-- START OF Source data --

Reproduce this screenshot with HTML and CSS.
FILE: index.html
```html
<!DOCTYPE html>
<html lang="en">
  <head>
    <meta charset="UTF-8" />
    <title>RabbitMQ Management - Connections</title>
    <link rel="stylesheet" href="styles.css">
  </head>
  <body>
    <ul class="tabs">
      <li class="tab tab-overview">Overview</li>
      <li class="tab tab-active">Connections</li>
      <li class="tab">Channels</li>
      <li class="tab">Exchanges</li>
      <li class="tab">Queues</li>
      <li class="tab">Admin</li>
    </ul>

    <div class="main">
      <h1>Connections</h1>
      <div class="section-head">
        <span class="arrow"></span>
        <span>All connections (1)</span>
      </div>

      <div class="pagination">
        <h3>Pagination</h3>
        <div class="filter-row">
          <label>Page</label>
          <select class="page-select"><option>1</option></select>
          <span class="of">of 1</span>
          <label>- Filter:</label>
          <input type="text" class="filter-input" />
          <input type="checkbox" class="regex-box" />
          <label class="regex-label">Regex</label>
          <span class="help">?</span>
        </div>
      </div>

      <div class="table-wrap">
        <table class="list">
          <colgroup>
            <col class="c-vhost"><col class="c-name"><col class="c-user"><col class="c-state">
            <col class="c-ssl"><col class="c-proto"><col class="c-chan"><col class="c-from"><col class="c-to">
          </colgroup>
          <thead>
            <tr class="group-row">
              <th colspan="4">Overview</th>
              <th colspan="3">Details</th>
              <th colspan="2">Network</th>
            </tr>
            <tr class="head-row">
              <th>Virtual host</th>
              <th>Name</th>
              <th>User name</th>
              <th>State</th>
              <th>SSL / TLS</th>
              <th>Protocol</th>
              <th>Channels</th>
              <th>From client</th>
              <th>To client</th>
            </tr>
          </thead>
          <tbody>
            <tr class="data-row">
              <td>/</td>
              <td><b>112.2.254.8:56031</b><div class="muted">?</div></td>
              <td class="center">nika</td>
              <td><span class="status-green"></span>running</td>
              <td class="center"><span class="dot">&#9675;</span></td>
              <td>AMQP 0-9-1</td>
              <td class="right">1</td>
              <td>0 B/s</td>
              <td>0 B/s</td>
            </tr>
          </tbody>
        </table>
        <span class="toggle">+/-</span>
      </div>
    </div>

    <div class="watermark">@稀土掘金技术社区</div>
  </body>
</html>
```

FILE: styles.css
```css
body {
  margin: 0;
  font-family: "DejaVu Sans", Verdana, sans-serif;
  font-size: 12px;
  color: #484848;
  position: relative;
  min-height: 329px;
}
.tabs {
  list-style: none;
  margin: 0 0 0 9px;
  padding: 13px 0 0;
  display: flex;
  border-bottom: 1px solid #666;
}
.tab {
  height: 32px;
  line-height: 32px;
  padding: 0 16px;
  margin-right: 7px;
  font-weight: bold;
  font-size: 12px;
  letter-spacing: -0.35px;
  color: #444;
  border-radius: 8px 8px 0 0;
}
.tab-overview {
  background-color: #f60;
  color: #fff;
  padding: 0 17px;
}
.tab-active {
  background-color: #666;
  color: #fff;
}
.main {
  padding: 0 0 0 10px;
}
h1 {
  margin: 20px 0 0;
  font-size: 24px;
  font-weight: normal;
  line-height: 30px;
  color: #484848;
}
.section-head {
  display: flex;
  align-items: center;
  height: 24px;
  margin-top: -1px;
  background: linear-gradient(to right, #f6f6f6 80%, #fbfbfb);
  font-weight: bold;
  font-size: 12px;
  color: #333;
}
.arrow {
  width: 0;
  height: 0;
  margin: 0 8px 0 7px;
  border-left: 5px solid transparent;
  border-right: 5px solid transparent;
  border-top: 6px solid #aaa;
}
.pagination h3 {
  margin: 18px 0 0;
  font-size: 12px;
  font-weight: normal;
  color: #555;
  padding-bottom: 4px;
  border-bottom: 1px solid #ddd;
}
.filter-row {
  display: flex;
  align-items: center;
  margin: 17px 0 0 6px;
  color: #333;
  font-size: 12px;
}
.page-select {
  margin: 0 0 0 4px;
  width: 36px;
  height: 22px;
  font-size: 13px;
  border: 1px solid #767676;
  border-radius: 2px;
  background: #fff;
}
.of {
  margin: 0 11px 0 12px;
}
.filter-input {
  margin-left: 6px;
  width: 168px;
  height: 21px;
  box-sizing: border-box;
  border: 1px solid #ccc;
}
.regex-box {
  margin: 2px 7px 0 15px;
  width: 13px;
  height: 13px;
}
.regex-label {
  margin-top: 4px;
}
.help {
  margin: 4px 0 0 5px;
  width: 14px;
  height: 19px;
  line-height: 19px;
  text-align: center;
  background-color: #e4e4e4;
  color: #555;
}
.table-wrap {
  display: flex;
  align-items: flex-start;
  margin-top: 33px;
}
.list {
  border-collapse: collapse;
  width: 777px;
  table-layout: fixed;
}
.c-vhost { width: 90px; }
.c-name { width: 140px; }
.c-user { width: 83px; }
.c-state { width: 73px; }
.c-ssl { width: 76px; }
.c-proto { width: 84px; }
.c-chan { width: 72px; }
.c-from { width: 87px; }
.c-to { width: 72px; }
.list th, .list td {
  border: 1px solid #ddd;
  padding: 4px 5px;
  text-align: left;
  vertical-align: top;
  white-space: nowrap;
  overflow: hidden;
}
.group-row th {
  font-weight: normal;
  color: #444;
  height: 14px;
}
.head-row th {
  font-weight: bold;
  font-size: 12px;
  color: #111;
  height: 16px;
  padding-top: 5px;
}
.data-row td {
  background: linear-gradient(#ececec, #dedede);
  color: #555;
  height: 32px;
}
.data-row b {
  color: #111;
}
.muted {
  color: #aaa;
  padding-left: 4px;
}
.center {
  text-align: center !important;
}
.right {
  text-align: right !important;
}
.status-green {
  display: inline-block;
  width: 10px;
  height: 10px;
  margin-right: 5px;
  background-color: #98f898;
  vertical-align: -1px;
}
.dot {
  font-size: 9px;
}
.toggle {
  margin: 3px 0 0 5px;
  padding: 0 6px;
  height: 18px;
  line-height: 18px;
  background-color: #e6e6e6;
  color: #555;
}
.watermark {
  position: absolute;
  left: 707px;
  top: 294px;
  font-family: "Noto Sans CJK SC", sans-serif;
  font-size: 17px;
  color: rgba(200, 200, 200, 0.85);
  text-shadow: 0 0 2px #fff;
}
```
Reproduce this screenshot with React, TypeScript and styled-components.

-- END OF Source data --

» What you need to do:
Return the material exactly as it stands.

» Written answer:
Reproduce this screenshot with HTML and CSS.
FILE: index.html
```html
<!DOCTYPE html>
<html lang="en">
  <head>
    <meta charset="UTF-8" />
    <title>RabbitMQ Management - Connections</title>
    <link rel="stylesheet" href="styles.css">
  </head>
  <body>
    <ul class="tabs">
      <li class="tab tab-overview">Overview</li>
      <li class="tab tab-active">Connections</li>
      <li class="tab">Channels</li>
      <li class="tab">Exchanges</li>
      <li class="tab">Queues</li>
      <li class="tab">Admin</li>
    </ul>

    <div class="main">
      <h1>Connections</h1>
      <div class="section-head">
        <span class="arrow"></span>
        <span>All connections (1)</span>
      </div>

      <div class="pagination">
        <h3>Pagination</h3>
        <div class="filter-row">
          <label>Page</label>
          <select class="page-select"><option>1</option></select>
          <span class="of">of 1</span>
          <label>- Filter:</label>
          <input type="text" class="filter-input" />
          <input type="checkbox" class="regex-box" />
          <label class="regex-label">Regex</label>
          <span class="help">?</span>
        </div>
      </div>

      <div class="table-wrap">
        <table class="list">
          <colgroup>
            <col class="c-vhost"><col class="c-name"><col class="c-user"><col class="c-state">
            <col class="c-ssl"><col class="c-proto"><col class="c-chan"><col class="c-from"><col class="c-to">
          </colgroup>
          <thead>
            <tr class="group-row">
              <th colspan="4">Overview</th>
              <th colspan="3">Details</th>
              <th colspan="2">Network</th>
            </tr>
            <tr class="head-row">
              <th>Virtual host</th>
              <th>Name</th>
              <th>User name</th>
              <th>State</th>
              <th>SSL / TLS</th>
              <th>Protocol</th>
              <th>Channels</th>
              <th>From client</th>
              <th>To client</th>
            </tr>
          </thead>
          <tbody>
            <tr class="data-row">
              <td>/</td>
              <td><b>112.2.254.8:56031</b><div class="muted">?</div></td>
              <td class="center">nika</td>
              <td><span class="status-green"></span>running</td>
              <td class="center"><span class="dot">&#9675;</span></td>
              <td>AMQP 0-9-1</td>
              <td class="right">1</td>
              <td>0 B/s</td>
              <td>0 B/s</td>
            </tr>
          </tbody>
        </table>
        <span class="toggle">+/-</span>
      </div>
    </div>

    <div class="watermark">@稀土掘金技术社区</div>
  </body>
</html>
```

FILE: styles.css
```css
body {
  margin: 0;
  font-family: "DejaVu Sans", Verdana, sans-serif;
  font-size: 12px;
  color: #484848;
  position: relative;
  min-height: 329px;
}
.tabs {
  list-style: none;
  margin: 0 0 0 9px;
  padding: 13px 0 0;
  display: flex;
  border-bottom: 1px solid #666;
}
.tab {
  height: 32px;
  line-height: 32px;
  padding: 0 16px;
  margin-right: 7px;
  font-weight: bold;
  font-size: 12px;
  letter-spacing: -0.35px;
  color: #444;
  border-radius: 8px 8px 0 0;
}
.tab-overview {
  background-color: #f60;
  color: #fff;
  padding: 0 17px;
}
.tab-active {
  background-color: #666;
  color: #fff;
}
.main {
  padding: 0 0 0 10px;
}
h1 {
  margin: 20px 0 0;
  font-size: 24px;
  font-weight: normal;
  line-height: 30px;
  color: #484848;
}
.section-head {
  display: flex;
  align-items: center;
  height: 24px;
  margin-top: -1px;
  background: linear-gradient(to right, #f6f6f6 80%, #fbfbfb);
  font-weight: bold;
  font-size: 12px;
  color: #333;
}
.arrow {
  width: 0;
  height: 0;
  margin: 0 8px 0 7px;
  border-left: 5px solid transparent;
  border-right: 5px solid transparent;
  border-top: 6px solid #aaa;
}
.pagination h3 {
  margin: 18px 0 0;
  font-size: 12px;
  font-weight: normal;
  color: #555;
  padding-bottom: 4px;
  border-bottom: 1px solid #ddd;
}
.filter-row {
  display: flex;
  align-items: center;
  margin: 17px 0 0 6px;
  color: #333;
  font-size: 12px;
}
.page-select {
  margin: 0 0 0 4px;
  width: 36px;
  height: 22px;
  font-size: 13px;
  border: 1px solid #767676;
  border-radius: 2px;
  background: #fff;
}
.of {
  margin: 0 11px 0 12px;
}
.filter-input {
  margin-left: 6px;
  width: 168px;
  height: 21px;
  box-sizing: border-box;
  border: 1px solid #ccc;
}
.regex-box {
  margin: 2px 7px 0 15px;
  width: 13px;
  height: 13px;
}
.regex-label {
  margin-top: 4px;
}
.help {
  margin: 4px 0 0 5px;
  width: 14px;
  height: 19px;
  line-height: 19px;
  text-align: center;
  background-color: #e4e4e4;
  color: #555;
}
.table-wrap {
  display: flex;
  align-items: flex-start;
  margin-top: 33px;
}
.list {
  border-collapse: collapse;
  width: 777px;
  table-layout: fixed;
}
.c-vhost { width: 90px; }
.c-name { width: 140px; }
.c-user { width: 83px; }
.c-state { width: 73px; }
.c-ssl { width: 76px; }
.c-proto { width: 84px; }
.c-chan { width: 72px; }
.c-from { width: 87px; }
.c-to { width: 72px; }
.list th, .list td {
  border: 1px solid #ddd;
  padding: 4px 5px;
  text-align: left;
  vertical-align: top;
  white-space: nowrap;
  overflow: hidden;
}
.group-row th {
  font-weight: normal;
  color: #444;
  height: 14px;
}
.head-row th {
  font-weight: bold;
  font-size: 12px;
  color: #111;
  height: 16px;
  padding-top: 5px;
}
.data-row td {
  background: linear-gradient(#ececec, #dedede);
  color: #555;
  height: 32px;
}
.data-row b {
  color: #111;
}
.muted {
  color: #aaa;
  padding-left: 4px;
}
.center {
  text-align: center !important;
}
.right {
  text-align: right !important;
}
.status-green {
  display: inline-block;
  width: 10px;
  height: 10px;
  margin-right: 5px;
  background-color: #98f898;
  vertical-align: -1px;
}
.dot {
  font-size: 9px;
}
.toggle {
  margin: 3px 0 0 5px;
  padding: 0 6px;
  height: 18px;
  line-height: 18px;
  background-color: #e6e6e6;
  color: #555;
}
.watermark {
  position: absolute;
  left: 707px;
  top: 294px;
  font-family: "Noto Sans CJK SC", sans-serif;
  font-size: 17px;
  color: rgba(200, 200, 200, 0.85);
  text-shadow: 0 0 2px #fff;
}
```
Reproduce this screenshot with React, TypeScript and styled-components.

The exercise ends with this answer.